- _WHAT YOU SHOULD DO_: Print word for word the first line of the listing below and every line after it, through the line with "const SHADOW = '#848284'". Leave out the pictures and the rest.

- _SOURCE DATA_:
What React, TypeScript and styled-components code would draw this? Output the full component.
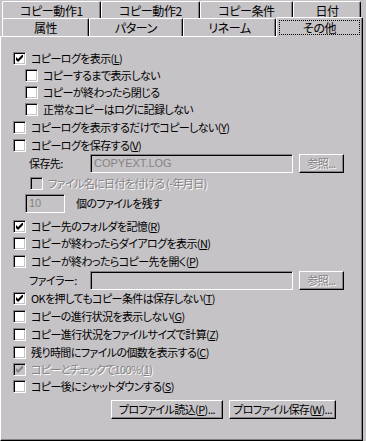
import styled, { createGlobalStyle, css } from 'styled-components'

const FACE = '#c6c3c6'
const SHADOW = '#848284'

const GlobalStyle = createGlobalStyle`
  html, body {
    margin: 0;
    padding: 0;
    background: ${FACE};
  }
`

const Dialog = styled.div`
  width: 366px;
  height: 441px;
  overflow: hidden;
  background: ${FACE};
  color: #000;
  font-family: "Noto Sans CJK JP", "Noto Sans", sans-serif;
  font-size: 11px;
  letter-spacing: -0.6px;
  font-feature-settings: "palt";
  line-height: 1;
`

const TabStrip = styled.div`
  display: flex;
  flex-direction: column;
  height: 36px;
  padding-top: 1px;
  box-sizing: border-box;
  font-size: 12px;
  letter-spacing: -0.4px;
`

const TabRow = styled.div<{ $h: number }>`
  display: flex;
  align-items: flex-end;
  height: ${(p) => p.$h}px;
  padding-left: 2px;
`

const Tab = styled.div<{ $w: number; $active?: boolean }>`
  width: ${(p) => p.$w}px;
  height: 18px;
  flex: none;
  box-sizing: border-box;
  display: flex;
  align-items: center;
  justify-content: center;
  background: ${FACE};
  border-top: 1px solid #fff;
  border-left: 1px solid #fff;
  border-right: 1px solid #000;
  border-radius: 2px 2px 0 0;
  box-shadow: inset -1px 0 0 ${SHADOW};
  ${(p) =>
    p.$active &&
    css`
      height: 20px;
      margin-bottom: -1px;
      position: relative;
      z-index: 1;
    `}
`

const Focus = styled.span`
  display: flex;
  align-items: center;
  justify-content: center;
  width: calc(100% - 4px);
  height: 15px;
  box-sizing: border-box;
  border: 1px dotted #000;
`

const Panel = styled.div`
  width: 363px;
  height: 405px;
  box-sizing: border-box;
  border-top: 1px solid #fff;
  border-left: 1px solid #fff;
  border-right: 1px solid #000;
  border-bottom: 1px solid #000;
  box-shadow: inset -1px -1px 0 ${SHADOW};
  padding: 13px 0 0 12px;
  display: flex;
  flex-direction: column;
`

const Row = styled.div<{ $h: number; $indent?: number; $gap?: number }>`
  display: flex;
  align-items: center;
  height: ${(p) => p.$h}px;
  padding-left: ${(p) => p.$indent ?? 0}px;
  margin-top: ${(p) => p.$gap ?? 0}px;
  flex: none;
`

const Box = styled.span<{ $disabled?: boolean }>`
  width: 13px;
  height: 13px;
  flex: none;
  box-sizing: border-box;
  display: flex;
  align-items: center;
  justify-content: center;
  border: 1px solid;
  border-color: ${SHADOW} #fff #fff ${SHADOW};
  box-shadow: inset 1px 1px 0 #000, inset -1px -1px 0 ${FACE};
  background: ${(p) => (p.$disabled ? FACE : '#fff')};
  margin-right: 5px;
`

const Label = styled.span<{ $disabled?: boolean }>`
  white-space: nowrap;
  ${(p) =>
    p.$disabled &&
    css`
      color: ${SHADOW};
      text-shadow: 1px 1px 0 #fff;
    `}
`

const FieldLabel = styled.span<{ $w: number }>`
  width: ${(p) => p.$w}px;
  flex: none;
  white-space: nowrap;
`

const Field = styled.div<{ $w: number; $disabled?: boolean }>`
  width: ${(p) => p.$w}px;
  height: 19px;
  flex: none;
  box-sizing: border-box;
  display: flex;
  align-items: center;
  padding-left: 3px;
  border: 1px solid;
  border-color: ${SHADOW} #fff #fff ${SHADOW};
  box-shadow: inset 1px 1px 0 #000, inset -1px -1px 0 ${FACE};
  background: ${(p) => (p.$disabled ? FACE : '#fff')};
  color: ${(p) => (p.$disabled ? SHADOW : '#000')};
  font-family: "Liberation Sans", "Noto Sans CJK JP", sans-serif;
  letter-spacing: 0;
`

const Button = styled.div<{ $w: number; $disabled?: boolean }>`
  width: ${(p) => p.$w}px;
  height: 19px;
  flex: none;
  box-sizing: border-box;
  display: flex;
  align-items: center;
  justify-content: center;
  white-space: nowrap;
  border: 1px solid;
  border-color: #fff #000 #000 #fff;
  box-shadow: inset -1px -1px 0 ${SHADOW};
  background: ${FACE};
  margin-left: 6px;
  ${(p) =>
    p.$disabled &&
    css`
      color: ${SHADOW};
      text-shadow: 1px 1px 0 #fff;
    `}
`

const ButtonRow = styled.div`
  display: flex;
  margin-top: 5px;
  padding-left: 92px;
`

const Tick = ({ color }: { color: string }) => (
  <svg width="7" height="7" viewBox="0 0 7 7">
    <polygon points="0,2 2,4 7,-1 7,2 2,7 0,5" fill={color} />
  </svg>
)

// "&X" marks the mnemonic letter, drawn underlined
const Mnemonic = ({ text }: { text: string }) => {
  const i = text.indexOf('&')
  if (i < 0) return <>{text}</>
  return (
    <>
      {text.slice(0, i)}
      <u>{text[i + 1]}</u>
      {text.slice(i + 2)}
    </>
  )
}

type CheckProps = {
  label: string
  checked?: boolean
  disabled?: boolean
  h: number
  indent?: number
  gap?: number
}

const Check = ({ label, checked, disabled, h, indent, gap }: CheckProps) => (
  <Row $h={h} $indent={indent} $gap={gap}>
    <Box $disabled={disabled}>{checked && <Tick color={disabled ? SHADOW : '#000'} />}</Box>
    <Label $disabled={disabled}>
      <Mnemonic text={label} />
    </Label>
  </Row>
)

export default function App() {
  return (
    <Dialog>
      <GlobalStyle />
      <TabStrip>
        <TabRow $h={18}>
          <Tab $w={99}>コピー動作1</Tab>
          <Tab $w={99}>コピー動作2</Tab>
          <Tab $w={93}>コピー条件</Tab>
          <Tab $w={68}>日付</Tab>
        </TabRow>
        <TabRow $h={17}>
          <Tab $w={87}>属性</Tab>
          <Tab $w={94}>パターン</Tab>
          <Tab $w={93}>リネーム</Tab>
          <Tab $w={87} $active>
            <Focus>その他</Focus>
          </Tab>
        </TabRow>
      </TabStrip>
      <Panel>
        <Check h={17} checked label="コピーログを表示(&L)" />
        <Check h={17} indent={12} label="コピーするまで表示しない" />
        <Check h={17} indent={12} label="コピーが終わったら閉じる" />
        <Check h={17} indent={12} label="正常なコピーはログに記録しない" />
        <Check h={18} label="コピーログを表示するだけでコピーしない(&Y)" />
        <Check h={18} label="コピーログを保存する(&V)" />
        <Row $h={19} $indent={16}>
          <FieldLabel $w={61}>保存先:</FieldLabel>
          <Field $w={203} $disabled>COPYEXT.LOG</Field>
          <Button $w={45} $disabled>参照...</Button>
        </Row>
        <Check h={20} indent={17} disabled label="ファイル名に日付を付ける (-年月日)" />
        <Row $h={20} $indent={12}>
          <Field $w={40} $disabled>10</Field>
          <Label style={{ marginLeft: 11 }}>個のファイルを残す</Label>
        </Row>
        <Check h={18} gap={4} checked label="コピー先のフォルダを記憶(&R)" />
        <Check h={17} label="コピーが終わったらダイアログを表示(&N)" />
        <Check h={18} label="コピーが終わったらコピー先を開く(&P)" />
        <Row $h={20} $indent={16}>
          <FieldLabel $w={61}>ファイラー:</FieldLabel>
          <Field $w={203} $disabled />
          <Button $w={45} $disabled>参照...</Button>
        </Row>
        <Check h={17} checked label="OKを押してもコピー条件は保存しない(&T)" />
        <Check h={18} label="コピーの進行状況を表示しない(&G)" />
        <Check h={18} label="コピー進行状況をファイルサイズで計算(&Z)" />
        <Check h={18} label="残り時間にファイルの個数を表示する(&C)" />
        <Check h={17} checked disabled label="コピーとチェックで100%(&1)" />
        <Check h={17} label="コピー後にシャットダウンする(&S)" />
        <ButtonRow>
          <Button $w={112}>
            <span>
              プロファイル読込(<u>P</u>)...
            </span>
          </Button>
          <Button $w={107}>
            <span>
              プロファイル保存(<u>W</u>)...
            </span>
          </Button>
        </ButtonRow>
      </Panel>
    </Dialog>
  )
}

- _THE COMPLETED TASK_:
What React, TypeScript and styled-components code would draw this? Output the full component.
import styled, { createGlobalStyle, css } from 'styled-components'

const FACE = '#c6c3c6'
const SHADOW = '#848284'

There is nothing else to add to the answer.